La menace alimentaire qui touche plus de 10 millions de personnes dans la Corne de l’Afrique remet en lumière la fatalité d’une catastrophe qui n’a pourtant rien de naturelle. Sécheresses, inondations, conflits armés... tout cela contribue à aggraver une situation d’extrême vulnérabilité alimentaire, mais ce ne ce sont pas les seuls facteurs explicatifs.

La situation de famine dans la Corne de l’Afrique n’est pas une nouveauté. La Somalie vit une situation d’insécurité alimentaire depuis 20 ans. Et, périodiquement, les médias nous remuent de nos confortables divans en nous rappelant l’impact dramatique de la faim dans le monde. En 1984, près d’un million de morts en Ethiopie; en 1992, 300.000 somaliens ont perdu la vie à cause de la faim; en 2005, près de cinq millions de personnes au bord de la mort au Malawi, pour ne citer que quelques cas.

La faim n’est pas une fatalité inévitable qui affecterait seulement certains pays. Les causes de la faim sont politiques. Qui contrôle les ressources naturelles (terres, eau, semences) qui permettent la production de nourriture? A qui profitent les politiques agricoles et alimentaires? Aujourd’hui, les aliments sont devenus une marchandise et leur fonction principale, nous nourrir, est mise à l’arrière plan.

On pointe du doigt la sécheresse, avec les pertes de récoltes et de bétail consécutives, comme l’une des principales explications de la famine dans la Corne de l’Afrique. Mais alors comment expliquer que des pays tels que les Etats-Unis ou l’Australie, qui subissent régulièrement de graves sécheresses, ne souffrent pas de famines extrêmes? Evidement, les phénomènes météorologiques peuvent aggraver les problèmes alimentaires, mais ils ne suffisent pas à expliquer les causes de la faim. En ce qui concerne la production d’aliments, le contrôle des ressources naturelles est la clé pour comprendre pour qui et pourquoi on les produits.

Dans plusieurs pays de la Corne de l’Afrique, l’accès à la terre et un bien rare. L’achat massif de sols fertiles de la part d’investisseurs étrangers (agro-industrie, gouvernements, fonds spéculatifs...) a provoqué l’expulsion de milliers de paysans de leurs terres, diminuant ainsi leur capacité à satisfaire leurs propres besoins alimentaires de manière autonome. Ainsi, tandis que le Programme Mondial Alimentaire tente de nourrir des milliers de réfugiés au Soudan, des gouvernements étrangers (Koweït, Emirats arabes unis, Corée...) y achètent des terres pour produire et exporter des aliments pour leurs propres populations.

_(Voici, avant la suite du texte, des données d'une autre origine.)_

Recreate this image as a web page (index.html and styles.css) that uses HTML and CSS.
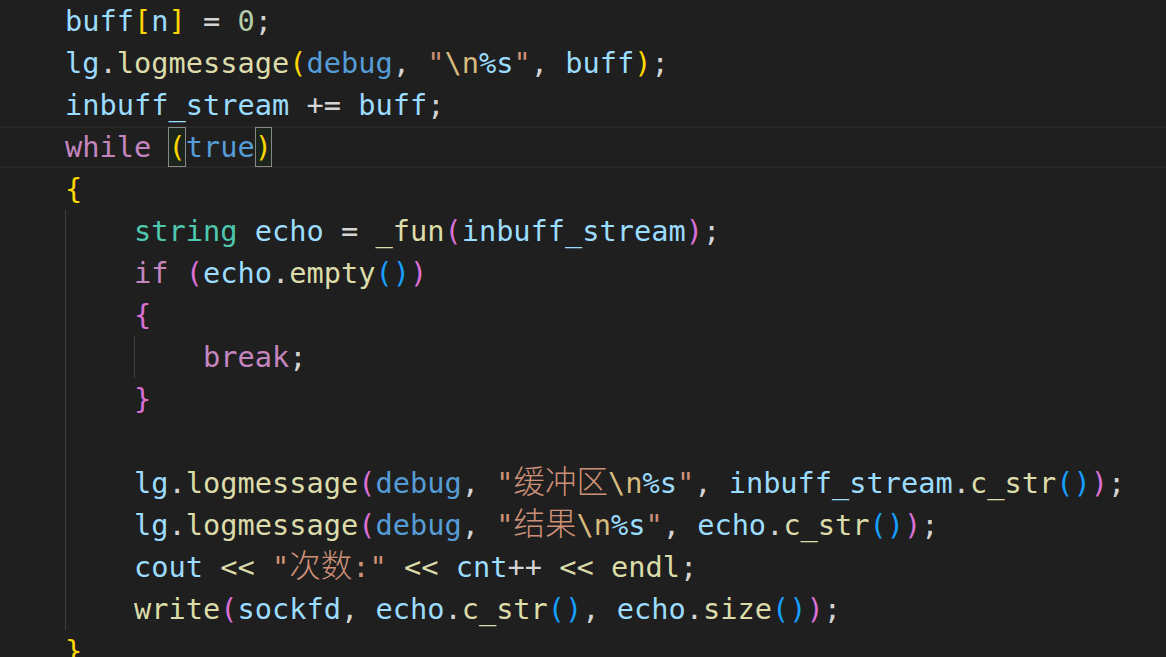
FILE: index.html
```html
<!DOCTYPE html>
<html lang="zh-CN">
<head>
    <meta charset="UTF-8">
    <title>server.cpp</title>
    <link rel="stylesheet" href="styles.css">
</head>
<body>
    <div class="editor">
        <div class="ln"><span class="var">buff</span><span class="b1">[</span><span class="var">n</span><span class="b1">]</span> = <span class="num">0</span>;</div>
        <div class="ln"><span class="var">lg</span>.<span class="fn">logmessage</span><span class="b1">(</span><span class="kw">debug</span>, <span class="str">"<span class="esc">\n</span><span class="fmt">%s</span>"</span>, <span class="var">buff</span><span class="b1">)</span>;</div>
        <div class="ln"><span class="var">inbuff_stream</span> += <span class="var">buff</span>;</div>
        <div class="ln current"><span class="ctl">while</span> <span class="b1 match">(</span><span class="kw">true</span><span class="b1 match">)</span></div>
        <div class="ln"><span class="b1">{</span></div>
        <div class="indent">
            <div class="ln"><span class="type">string</span> <span class="var">echo</span> = <span class="fn">_fun</span><span class="b2">(</span><span class="var">inbuff_stream</span><span class="b2">)</span>;</div>
            <div class="ln"><span class="ctl">if</span> <span class="b2">(</span><span class="var">echo</span>.<span class="fn">empty</span><span class="b3">()</span><span class="b2">)</span></div>
            <div class="ln"><span class="b2">{</span></div>
            <div class="indent">
                <div class="ln"><span class="ctl">break</span>;</div>
            </div>
            <div class="ln"><span class="b2">}</span></div>
            <div class="ln"> </div>
            <div class="ln"><span class="var">lg</span>.<span class="fn">logmessage</span><span class="b2">(</span><span class="kw">debug</span>, <span class="str">"<span class="cjk">缓冲区</span><span class="esc">\n</span><span class="fmt">%s</span>"</span>, <span class="var">inbuff_stream</span>.<span class="fn">c_str</span><span class="b3">()</span><span class="b2">)</span>;</div>
            <div class="ln"><span class="var">lg</span>.<span class="fn">logmessage</span><span class="b2">(</span><span class="kw">debug</span>, <span class="str">"<span class="cjk">结果</span><span class="esc">\n</span><span class="fmt">%s</span>"</span>, <span class="var">echo</span>.<span class="fn">c_str</span><span class="b3">()</span><span class="b2">)</span>;</div>
            <div class="ln"><span class="var">cout</span> <span class="fn">&lt;&lt;</span> <span class="str">"<span class="cjk">次数</span>:"</span> <span class="fn">&lt;&lt;</span> <span class="var">cnt</span>++ <span class="fn">&lt;&lt;</span> <span class="fn">endl</span>;</div>
            <div class="ln"><span class="fn">write</span><span class="b2">(</span><span class="var">sockfd</span>, <span class="var">echo</span>.<span class="fn">c_str</span><span class="b3">()</span>, <span class="var">echo</span>.<span class="fn">size</span><span class="b3">()</span><span class="b2">)</span>;</div>
        </div>
        <div class="ln"><span class="b1">}</span></div>
    </div>
</body>
</html>
```

FILE: styles.css
```css
* {
    margin: 0;
    padding: 0;
    box-sizing: border-box;
}

body {
    background: #1f1f1f;
    overflow: hidden;
    height: 657px;
}

.editor {
    font-family: 'DejaVu Sans Mono', 'Noto Sans CJK SC', monospace;
    font-size: 28.65px;
    color: #d4d4d4;
    padding-left: 65px;
}

.ln {
    height: 42px;
    line-height: 42px;
    white-space: pre;
}

.current {
    margin-left: -65px;
    padding-left: 65px;
    border-top: 2px solid #282828;
    border-bottom: 2px solid #282828;
    line-height: 38px;
}

.indent {
    border-left: 1px solid #404040;
    padding-left: calc(4ch - 1px);
}

/* tokens */
.var { color: #9cdcfe; }
.fn { color: #dcdcaa; }
.kw { color: #569cd6; }
.ctl { color: #c586c0; }
.type { color: #4ec9b0; }
.num { color: #b5cea8; }
.str { color: #ce9178; }
.esc { color: #d7ba7d; }
.fmt { color: #9cdcfe; }

.cjk {
    font-family: 'Noto Sans CJK SC', sans-serif;
    font-size: 31.5px;
    font-weight: 300;
    line-height: 1;
}

/* bracket pair colours */
.b1 { color: #ffd700; }
.b2 { color: #da70d6; }
.b3 { color: #179fff; }

.match {
    background: rgba(0, 100, 0, 0.1);
    box-shadow: inset 0 0 0 1px #888888;
    padding: 3px 0;
}
```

Il faut également rappeler que la Somalie, malgré les sécheresses récurrentes, était un pays autosuffisant dans la production d’aliments jusqu’à la fin des années 1970. Sa souveraineté alimentaire a été mise en pièce au cours des trois décennies suivantes. A partir des années 1980, les politiques imposées par le Fonds Monétaire International et la Banque Mondiale pour que le pays puisse rembourser sa dette au Club de Paris se sont traduites par l’imposition d’un ensemble de mesures d’ajustement. En ce qui concerne l’agriculture, ces dernières impliquaient une politique de libéralisation commerciale et d’ouverture des marchés, permettant ainsi l’entrée massive de produits subsidiés - comme le riz et le blé - des multinationales agro-industrielles nord-américaines et européennes, qui ont commencé à vendre leurs produits en dessous de leur prix de production, faisant ainsi une concurrence déloyale aux produits autochtones.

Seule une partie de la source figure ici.